Volume Of Sphere By Triple Integration

Calculating the Volume of a Sphere Using Triple Integration

This article provides a comprehensive guide on how to derive the formula for the volume of a sphere using triple integration. Understanding this process offers a deeper appreciation of multivariable calculus and its applications in geometry. We'll break down the steps, explaining the concepts clearly and concisely. This approach is invaluable for students of calculus and anyone interested in the mathematical underpinnings of geometric formulas.

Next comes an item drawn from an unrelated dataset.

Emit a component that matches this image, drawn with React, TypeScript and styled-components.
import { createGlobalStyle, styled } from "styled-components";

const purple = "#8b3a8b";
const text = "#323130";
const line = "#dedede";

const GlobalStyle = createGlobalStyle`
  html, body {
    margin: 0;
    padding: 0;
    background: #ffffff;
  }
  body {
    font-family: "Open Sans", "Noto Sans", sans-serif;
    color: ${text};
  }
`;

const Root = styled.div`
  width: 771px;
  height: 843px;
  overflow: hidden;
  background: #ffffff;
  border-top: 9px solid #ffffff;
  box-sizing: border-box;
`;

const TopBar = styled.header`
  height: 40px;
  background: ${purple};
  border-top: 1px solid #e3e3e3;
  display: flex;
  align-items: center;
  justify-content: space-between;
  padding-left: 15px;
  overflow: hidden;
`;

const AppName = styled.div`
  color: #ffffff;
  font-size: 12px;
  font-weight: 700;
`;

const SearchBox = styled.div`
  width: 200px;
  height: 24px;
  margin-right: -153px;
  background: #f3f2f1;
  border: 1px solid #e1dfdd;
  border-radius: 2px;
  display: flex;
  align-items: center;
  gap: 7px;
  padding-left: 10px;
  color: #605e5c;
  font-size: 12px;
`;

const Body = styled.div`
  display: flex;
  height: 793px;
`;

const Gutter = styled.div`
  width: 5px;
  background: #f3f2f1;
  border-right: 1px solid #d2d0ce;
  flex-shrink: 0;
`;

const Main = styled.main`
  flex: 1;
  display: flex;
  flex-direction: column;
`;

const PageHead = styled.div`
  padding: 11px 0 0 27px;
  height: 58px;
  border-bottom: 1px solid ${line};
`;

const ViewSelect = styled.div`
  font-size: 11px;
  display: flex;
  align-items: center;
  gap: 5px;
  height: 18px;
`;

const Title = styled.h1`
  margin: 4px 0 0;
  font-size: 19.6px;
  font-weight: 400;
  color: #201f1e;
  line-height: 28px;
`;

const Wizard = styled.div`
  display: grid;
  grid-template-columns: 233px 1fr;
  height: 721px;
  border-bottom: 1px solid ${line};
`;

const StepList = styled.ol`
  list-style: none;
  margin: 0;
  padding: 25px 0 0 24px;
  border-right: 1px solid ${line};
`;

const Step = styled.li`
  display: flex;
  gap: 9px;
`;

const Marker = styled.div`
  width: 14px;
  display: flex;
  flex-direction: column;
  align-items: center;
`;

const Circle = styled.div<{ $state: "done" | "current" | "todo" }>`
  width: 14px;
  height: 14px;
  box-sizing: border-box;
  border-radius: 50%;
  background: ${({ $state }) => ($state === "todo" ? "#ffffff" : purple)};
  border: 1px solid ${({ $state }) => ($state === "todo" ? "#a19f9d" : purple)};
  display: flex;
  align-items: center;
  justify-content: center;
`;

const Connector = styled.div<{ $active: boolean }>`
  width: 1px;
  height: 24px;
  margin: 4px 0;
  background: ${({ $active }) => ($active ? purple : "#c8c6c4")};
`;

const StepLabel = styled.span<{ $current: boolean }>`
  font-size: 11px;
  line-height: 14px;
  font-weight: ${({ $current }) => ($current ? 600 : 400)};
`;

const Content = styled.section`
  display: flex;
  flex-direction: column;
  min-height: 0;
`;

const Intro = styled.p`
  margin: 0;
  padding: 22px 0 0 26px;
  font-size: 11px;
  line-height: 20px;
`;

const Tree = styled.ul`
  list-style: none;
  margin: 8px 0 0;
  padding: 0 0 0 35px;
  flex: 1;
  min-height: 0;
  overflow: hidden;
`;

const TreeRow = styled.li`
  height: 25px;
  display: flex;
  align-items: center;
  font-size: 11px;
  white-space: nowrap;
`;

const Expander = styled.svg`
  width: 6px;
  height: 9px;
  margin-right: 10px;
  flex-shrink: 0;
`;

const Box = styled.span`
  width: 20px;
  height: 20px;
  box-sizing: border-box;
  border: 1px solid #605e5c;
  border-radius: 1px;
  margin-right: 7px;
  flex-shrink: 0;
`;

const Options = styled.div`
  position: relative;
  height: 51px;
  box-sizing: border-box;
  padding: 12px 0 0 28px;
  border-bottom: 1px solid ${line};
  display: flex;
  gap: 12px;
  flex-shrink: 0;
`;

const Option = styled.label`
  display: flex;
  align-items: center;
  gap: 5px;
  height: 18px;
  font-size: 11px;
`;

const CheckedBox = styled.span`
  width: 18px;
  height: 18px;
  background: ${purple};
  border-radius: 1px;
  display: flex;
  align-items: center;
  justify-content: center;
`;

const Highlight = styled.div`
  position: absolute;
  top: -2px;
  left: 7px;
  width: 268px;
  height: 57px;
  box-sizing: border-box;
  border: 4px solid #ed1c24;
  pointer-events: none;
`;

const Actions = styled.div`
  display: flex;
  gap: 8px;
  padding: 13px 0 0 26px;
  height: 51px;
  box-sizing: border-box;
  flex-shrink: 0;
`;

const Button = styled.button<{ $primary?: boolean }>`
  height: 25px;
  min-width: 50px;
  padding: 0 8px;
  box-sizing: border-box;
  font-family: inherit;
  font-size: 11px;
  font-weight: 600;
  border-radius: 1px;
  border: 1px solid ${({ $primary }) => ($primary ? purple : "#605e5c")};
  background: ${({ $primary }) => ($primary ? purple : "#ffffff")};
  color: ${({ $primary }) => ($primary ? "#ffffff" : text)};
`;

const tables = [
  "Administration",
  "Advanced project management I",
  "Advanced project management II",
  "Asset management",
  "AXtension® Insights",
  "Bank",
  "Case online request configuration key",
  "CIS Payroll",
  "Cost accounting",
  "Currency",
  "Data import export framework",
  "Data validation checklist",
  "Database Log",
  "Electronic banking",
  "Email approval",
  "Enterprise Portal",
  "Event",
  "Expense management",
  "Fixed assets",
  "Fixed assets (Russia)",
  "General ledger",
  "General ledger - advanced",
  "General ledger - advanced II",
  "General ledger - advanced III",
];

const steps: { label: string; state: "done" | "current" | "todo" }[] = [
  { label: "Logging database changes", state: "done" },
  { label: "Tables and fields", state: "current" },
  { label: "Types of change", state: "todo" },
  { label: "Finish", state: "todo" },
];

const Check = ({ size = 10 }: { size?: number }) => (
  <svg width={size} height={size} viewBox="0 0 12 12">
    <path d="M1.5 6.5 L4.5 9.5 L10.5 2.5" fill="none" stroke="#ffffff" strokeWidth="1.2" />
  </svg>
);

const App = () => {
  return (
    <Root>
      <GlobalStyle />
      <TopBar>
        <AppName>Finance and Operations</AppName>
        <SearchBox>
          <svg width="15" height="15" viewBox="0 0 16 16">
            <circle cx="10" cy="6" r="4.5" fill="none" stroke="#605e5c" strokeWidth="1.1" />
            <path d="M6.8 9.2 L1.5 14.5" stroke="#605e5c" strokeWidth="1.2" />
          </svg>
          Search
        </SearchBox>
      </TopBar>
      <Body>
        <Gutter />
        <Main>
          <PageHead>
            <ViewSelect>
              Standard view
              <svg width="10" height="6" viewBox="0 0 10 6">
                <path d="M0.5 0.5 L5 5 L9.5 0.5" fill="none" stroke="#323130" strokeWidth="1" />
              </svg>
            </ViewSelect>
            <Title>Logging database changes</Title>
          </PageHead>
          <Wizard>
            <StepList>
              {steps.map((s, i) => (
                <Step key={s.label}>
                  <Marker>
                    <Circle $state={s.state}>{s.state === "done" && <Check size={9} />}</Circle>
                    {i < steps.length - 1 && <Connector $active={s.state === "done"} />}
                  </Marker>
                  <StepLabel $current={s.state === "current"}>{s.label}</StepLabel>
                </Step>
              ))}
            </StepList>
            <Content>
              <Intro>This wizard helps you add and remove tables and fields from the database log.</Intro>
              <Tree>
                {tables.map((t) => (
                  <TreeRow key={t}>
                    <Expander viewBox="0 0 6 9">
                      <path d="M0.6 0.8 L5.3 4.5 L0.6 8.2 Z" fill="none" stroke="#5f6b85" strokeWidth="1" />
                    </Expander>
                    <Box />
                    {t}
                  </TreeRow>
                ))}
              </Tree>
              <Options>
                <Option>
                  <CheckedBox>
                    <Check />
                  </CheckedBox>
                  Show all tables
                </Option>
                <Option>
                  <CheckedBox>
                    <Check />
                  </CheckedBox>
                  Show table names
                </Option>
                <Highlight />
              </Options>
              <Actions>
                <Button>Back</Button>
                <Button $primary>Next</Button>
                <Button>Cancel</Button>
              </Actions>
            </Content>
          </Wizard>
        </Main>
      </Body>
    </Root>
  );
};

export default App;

Understanding the Setup: Choosing the Coordinate System

The most efficient way to calculate the volume of a sphere is using spherical coordinates. Cartesian coordinates would be far more complex. Spherical coordinates, denoted by (ρ, θ, φ), represent a point in three-dimensional space using:

• ρ (rho): The distance from the origin to the point (radius).
• θ (theta): The azimuthal angle, measured from the positive x-axis in the xy-plane (similar to polar coordinates).
• φ (phi): The polar angle, measured from the positive z-axis (ranges from 0 to π).

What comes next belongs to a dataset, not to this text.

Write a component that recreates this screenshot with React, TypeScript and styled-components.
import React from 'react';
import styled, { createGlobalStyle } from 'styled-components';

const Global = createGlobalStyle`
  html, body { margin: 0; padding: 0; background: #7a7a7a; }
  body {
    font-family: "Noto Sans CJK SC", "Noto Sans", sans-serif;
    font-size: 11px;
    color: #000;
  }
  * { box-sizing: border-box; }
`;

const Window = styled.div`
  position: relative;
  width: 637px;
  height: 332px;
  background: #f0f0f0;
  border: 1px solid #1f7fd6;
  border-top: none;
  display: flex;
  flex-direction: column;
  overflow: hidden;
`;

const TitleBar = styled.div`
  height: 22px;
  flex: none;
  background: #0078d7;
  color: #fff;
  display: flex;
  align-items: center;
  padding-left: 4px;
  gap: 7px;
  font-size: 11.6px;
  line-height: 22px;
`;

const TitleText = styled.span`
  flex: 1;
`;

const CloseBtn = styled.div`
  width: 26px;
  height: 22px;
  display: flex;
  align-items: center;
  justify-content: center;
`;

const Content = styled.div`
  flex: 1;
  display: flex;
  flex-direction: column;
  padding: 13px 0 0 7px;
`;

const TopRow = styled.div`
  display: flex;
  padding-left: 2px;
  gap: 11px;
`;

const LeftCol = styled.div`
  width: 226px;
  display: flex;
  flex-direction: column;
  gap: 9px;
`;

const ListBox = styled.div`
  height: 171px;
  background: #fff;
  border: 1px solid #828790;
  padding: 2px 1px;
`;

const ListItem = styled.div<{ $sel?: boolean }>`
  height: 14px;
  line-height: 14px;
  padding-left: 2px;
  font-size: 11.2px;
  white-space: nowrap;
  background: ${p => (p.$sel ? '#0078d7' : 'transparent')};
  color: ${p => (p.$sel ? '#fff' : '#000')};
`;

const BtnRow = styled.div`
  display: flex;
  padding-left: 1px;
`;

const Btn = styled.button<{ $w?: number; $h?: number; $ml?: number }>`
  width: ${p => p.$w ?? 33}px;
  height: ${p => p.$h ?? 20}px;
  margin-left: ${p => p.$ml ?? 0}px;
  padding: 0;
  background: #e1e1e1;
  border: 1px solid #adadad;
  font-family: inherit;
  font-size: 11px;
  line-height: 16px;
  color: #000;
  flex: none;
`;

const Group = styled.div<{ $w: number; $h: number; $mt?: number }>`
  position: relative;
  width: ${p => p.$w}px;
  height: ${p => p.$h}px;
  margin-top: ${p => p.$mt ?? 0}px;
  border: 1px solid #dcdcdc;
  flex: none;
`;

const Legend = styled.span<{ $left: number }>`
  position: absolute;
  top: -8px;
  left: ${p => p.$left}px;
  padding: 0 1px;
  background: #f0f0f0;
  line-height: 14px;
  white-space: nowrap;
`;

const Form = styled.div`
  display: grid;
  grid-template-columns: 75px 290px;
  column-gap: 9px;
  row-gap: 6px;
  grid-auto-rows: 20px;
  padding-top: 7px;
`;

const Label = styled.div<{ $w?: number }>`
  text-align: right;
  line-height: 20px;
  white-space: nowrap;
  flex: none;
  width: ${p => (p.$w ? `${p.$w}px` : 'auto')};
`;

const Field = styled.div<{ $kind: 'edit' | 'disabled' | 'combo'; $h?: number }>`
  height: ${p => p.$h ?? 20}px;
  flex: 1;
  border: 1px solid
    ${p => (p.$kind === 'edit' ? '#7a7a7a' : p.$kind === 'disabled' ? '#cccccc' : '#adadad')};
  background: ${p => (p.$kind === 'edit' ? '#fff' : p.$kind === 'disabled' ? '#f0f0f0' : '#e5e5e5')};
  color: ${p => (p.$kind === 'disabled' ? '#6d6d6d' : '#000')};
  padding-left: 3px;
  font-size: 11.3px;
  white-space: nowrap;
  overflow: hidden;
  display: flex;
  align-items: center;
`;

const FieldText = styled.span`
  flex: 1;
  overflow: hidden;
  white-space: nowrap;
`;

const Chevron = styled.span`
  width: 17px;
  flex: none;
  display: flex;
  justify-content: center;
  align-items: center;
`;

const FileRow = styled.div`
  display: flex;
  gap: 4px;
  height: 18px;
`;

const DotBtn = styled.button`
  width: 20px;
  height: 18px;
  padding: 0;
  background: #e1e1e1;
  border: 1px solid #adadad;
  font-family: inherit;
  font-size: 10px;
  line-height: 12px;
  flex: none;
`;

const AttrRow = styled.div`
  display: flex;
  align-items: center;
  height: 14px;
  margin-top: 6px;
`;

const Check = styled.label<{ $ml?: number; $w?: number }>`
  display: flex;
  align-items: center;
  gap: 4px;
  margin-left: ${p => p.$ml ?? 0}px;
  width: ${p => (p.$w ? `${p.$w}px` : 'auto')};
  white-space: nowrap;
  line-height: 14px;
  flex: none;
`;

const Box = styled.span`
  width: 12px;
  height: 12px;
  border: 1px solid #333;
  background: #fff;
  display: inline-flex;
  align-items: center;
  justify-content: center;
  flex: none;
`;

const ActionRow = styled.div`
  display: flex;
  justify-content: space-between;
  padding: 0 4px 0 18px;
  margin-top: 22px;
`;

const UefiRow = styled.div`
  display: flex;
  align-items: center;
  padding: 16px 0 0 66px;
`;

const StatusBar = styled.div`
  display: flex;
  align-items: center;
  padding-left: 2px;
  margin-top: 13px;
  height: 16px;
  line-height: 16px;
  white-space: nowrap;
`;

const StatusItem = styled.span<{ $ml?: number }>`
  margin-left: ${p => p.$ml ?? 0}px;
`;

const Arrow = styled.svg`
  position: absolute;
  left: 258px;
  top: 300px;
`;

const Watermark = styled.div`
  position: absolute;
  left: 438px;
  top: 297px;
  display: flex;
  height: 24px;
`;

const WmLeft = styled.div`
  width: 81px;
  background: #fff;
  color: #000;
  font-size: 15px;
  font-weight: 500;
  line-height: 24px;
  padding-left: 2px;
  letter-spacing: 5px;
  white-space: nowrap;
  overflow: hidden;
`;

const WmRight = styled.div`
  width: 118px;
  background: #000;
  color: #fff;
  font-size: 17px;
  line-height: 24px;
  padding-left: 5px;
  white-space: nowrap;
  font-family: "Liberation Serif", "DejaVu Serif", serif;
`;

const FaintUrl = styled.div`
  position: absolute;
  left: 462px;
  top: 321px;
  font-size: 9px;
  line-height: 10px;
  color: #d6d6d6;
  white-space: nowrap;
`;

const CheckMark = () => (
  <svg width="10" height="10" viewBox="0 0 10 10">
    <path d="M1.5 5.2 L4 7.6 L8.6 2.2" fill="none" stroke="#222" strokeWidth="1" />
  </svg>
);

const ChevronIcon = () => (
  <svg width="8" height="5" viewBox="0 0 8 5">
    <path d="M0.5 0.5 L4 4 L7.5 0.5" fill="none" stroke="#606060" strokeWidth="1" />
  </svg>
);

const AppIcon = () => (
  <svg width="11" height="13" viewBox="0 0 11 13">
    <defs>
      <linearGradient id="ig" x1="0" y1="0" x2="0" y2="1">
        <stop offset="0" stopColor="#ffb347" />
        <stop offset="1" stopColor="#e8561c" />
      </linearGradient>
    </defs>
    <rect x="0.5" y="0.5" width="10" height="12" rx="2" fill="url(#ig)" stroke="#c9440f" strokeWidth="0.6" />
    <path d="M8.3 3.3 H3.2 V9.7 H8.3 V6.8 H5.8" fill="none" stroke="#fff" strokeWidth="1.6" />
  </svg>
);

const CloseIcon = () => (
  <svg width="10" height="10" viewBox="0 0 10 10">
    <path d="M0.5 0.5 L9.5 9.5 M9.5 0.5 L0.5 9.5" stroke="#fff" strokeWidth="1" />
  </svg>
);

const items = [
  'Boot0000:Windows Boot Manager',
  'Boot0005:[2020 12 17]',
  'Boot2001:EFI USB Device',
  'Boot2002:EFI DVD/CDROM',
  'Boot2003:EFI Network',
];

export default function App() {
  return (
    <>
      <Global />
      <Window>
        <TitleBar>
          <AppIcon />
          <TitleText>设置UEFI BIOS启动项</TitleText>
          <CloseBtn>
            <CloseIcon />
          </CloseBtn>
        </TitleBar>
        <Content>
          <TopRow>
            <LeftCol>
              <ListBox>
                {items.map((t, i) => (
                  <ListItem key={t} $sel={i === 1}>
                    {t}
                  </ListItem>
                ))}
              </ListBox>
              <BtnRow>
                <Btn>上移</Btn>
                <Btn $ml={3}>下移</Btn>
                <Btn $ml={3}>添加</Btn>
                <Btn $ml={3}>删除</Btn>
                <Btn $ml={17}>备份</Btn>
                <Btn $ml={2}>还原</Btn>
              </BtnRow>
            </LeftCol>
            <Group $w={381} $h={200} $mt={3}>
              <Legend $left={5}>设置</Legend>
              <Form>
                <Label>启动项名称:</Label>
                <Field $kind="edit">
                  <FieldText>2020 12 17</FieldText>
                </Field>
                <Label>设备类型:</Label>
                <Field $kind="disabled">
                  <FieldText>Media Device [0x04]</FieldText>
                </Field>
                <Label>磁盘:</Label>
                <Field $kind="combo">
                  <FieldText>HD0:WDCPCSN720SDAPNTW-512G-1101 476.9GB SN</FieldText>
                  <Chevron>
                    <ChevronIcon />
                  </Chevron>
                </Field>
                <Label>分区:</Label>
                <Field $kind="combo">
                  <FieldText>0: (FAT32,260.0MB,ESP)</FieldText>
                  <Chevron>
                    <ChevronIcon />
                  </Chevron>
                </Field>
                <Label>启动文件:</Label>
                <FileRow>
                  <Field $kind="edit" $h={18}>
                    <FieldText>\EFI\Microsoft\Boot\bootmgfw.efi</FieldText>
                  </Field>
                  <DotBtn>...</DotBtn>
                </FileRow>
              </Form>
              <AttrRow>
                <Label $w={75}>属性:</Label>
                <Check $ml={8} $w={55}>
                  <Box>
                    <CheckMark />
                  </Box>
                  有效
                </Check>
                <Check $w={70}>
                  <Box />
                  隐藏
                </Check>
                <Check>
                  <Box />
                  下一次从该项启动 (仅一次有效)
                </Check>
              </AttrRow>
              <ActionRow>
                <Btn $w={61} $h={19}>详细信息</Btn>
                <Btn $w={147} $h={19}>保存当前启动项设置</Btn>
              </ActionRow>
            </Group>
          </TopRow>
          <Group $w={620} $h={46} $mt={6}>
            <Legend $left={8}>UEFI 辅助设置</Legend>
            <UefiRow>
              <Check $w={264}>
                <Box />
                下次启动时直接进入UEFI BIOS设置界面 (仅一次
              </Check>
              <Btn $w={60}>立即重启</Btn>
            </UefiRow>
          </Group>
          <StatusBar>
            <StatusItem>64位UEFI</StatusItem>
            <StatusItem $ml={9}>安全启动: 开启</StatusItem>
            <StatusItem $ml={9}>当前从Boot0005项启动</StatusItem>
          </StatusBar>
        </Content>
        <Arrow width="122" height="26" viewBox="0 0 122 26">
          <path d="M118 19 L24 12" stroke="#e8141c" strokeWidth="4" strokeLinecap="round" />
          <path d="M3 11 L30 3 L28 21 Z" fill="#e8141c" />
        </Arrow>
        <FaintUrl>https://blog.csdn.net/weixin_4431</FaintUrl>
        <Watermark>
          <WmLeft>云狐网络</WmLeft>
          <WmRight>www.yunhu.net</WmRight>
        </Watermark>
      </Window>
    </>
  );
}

For a sphere with radius r, the limits of integration in spherical coordinates are:

• ρ: 0 to r
• θ: 0 to 2π
• φ: 0 to π

The Triple Integral Setup

The volume element in spherical coordinates is given by: dV = ρ² sin(φ) dρ dθ dφ

Therefore, the triple integral representing the volume (V) of a sphere with radius r is:

V = ∫∫∫ ρ² sin(φ) dρ dθ dφ

The limits of integration, as discussed above, are:

0 ≤ ρ ≤ r
0 ≤ θ ≤ 2π
0 ≤ φ ≤ π

Step-by-Step Integration

We integrate iteratively, starting with the innermost integral:

1. Integrate with respect to ρ:

∫₀ʳ ρ² sin(φ) dρ = [ (1/3)ρ³ sin(φ) ]₀ʳ = (1/3)r³ sin(φ)

2. Integrate with respect to θ:

∫₀²π (1/3)r³ sin(φ) dθ = (1/3)r³ sin(φ) [θ]₀²π = (2π/3)r³ sin(φ)

3. Integrate with respect to φ:

∫₀ᴨ (2π/3)r³ sin(φ) dφ = (2π/3)r³ [-cos(φ)]₀ᴨ = (2π/3)r³ [-cos(π) + cos(0)] = (2π/3)r³ (1 + 1) = (4π/3)r³

The Result: The Volume of a Sphere

The final result of the triple integration is:

V = (4/3)πr³

This confirms the well-known formula for the volume of a sphere. This derivation showcases the power and elegance of triple integration in solving complex geometrical problems.

Further Exploration:

This method can be extended to calculate the volume of other three-dimensional shapes by appropriately adjusting the limits of integration and the coordinate system used. Understanding the fundamental principles demonstrated here will equip you to tackle more advanced problems in multivariable calculus. Experimenting with different coordinate systems and shapes will solidify your understanding of this crucial mathematical concept.